The Aam Aadmi Party made too many promises to be kept in too little a time and fell flat. From a rising star it turned in to a fallen star. One hopes, other political parties will take a lesson and not be in a hurry to promise suns, moons and stars to the people of the country.
So long as the people are not taken in to a dream world they compromise with their conditions, howsoever unpleasant. But once, their desire to be transported in to that world is aroused, they are like hungry wolves. They must devour whatever comes their way. AAP knows it by now. One sincerely hopes the new government that has been emphasizing so much on “sushshan”- good governance- will not go in for populism beyond what the BJP has already done and let the people know they cannot expect a sea change overnight.

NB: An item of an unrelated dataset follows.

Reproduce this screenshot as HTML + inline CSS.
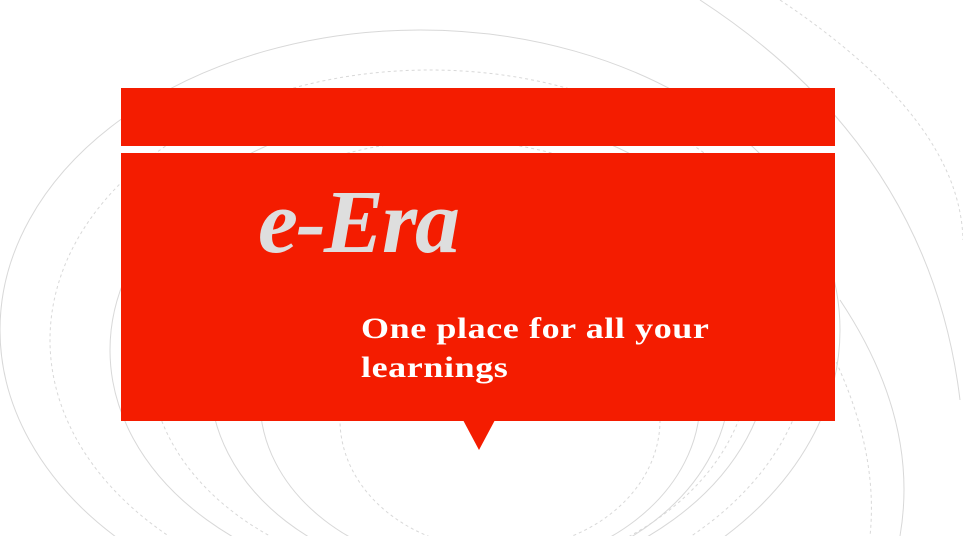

Already, BJP has made too many commitments to 1.2 billion people that have given much hope for a change in their living conditions.
One shudders to think what they will do if they feel cheated and betrayed. While nobody should doubt the sincere desire of the new government to bring in a perceptible change in the governance, it ought to be kept in mind that governance depends upon the conditions obtaining in the country.
It is not always that governance changes the conditions. More often conditions decide the form and efficacy of governance. Take for example, the recent power shortage in Delhi. There may be nothing wrong with “governance” but there is nothing right with the conditions and situation. Despite the best intentions, government is not in a position to evidence its good governance. Similarly, the rising prices that affect most the masses whose smile, you never know when it will change in to a frown, once they conclude the government is inefficient. The measure of governance of a government is how far it is able to keep the masses satisfied. And, much more than rhetoric is needed to achieve that end.